INSTRUCTION
In the listing that follows, count every line with the word "full" in it and write only the total.

DATA

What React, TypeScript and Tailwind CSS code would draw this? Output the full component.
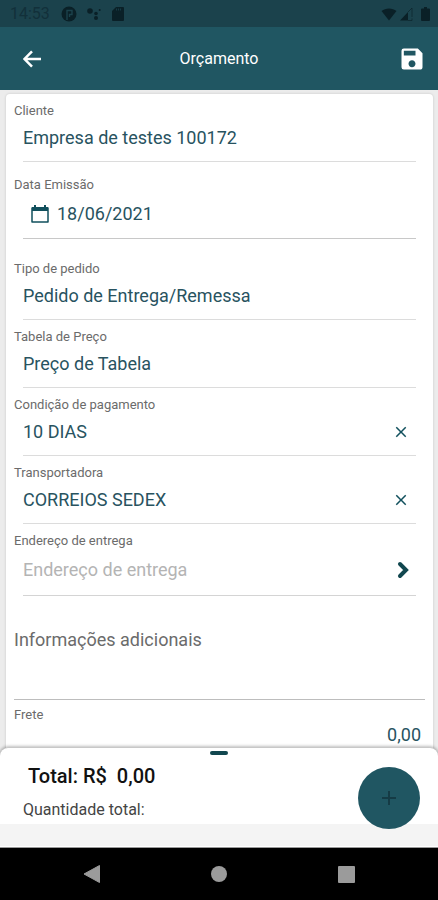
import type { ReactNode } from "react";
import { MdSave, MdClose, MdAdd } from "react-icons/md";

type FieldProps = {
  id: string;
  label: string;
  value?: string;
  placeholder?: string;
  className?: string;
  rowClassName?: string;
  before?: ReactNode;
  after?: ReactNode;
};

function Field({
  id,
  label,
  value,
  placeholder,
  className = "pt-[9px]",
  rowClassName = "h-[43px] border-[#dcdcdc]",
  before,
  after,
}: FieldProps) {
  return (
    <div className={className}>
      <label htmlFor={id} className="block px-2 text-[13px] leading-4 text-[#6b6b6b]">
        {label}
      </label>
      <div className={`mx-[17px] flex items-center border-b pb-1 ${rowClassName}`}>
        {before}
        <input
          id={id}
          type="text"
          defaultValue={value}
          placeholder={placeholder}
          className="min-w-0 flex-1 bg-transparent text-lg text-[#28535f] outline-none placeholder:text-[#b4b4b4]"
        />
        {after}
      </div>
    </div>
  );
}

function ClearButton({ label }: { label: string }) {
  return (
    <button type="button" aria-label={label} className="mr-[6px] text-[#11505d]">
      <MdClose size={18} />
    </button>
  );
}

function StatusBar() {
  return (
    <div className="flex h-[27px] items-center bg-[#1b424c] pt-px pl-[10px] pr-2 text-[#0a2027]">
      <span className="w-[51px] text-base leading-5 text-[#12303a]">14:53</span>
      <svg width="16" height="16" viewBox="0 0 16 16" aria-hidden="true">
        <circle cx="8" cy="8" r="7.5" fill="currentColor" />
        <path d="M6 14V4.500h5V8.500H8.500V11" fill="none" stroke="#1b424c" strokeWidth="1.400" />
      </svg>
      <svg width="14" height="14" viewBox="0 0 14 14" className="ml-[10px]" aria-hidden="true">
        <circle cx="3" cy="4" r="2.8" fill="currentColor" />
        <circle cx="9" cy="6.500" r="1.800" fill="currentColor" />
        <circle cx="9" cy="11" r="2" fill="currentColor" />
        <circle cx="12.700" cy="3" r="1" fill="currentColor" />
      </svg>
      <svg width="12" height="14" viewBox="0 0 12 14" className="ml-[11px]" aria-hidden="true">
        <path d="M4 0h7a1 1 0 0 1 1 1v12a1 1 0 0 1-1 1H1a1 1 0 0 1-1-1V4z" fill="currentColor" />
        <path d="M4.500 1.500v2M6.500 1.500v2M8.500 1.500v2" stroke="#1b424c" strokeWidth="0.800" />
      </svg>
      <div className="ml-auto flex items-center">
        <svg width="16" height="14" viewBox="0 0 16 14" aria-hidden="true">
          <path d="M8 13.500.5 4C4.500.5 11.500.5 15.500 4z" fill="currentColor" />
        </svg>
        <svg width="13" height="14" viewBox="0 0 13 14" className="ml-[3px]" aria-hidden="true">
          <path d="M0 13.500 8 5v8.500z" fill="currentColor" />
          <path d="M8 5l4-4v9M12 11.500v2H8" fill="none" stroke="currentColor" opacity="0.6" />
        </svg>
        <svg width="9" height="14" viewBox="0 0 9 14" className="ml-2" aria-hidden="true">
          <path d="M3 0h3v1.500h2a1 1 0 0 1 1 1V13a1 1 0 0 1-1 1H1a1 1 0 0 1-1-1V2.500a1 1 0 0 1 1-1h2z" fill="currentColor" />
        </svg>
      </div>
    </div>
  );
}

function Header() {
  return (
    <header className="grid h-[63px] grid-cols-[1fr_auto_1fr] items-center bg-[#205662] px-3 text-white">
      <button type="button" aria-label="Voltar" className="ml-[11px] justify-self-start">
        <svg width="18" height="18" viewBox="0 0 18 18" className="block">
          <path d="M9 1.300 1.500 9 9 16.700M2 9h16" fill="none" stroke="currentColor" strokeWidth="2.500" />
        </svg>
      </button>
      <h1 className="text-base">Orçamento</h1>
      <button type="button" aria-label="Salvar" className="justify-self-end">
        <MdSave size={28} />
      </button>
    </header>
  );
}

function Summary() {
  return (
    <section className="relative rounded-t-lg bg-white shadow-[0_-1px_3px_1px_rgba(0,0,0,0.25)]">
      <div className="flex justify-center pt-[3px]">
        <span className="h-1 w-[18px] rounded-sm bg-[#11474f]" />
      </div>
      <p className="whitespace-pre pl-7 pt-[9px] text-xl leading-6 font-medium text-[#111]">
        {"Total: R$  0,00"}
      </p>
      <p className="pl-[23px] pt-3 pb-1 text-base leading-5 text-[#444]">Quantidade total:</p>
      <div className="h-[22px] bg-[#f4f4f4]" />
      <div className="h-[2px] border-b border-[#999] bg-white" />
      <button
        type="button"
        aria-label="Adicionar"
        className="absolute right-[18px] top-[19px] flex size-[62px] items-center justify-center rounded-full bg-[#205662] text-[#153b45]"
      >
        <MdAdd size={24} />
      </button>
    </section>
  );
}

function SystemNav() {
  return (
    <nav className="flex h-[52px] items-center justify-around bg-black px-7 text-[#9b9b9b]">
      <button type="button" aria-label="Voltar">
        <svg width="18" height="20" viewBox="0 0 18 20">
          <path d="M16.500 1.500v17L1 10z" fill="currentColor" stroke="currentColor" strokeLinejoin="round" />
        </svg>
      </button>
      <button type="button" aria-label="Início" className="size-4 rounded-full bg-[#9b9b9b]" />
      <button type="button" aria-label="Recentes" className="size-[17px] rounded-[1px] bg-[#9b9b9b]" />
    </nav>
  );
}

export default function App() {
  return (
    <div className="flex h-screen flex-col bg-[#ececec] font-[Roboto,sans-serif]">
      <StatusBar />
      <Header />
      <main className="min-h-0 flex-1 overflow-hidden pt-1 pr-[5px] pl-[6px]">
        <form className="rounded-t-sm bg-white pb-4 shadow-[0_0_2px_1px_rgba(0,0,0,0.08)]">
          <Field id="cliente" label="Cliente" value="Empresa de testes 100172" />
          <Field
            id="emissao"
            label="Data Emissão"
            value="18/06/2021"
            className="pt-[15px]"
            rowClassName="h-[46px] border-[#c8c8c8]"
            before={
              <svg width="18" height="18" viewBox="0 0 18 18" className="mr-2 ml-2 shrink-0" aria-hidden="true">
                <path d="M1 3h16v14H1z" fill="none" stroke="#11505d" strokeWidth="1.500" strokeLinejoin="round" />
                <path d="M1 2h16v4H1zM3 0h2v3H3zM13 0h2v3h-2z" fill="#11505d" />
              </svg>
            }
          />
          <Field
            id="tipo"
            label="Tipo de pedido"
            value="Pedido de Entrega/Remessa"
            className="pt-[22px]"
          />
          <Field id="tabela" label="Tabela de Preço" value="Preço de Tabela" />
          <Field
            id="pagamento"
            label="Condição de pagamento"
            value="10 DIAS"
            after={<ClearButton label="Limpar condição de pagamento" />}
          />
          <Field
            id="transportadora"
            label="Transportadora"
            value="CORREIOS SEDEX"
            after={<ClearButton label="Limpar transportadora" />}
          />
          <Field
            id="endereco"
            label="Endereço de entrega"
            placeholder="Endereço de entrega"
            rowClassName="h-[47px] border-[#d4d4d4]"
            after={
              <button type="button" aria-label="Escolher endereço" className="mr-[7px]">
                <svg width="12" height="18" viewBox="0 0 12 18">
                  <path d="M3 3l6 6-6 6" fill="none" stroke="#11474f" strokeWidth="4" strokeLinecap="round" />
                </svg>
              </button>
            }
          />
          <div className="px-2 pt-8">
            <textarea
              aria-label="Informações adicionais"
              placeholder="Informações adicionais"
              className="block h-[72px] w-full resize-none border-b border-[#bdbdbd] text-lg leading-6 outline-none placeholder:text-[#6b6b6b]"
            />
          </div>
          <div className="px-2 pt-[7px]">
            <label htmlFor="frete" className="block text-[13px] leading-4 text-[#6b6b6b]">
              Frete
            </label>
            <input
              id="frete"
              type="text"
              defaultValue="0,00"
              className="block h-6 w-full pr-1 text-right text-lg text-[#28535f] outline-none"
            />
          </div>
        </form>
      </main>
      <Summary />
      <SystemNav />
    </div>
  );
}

RESPONSE TO THIS EXERCISE
5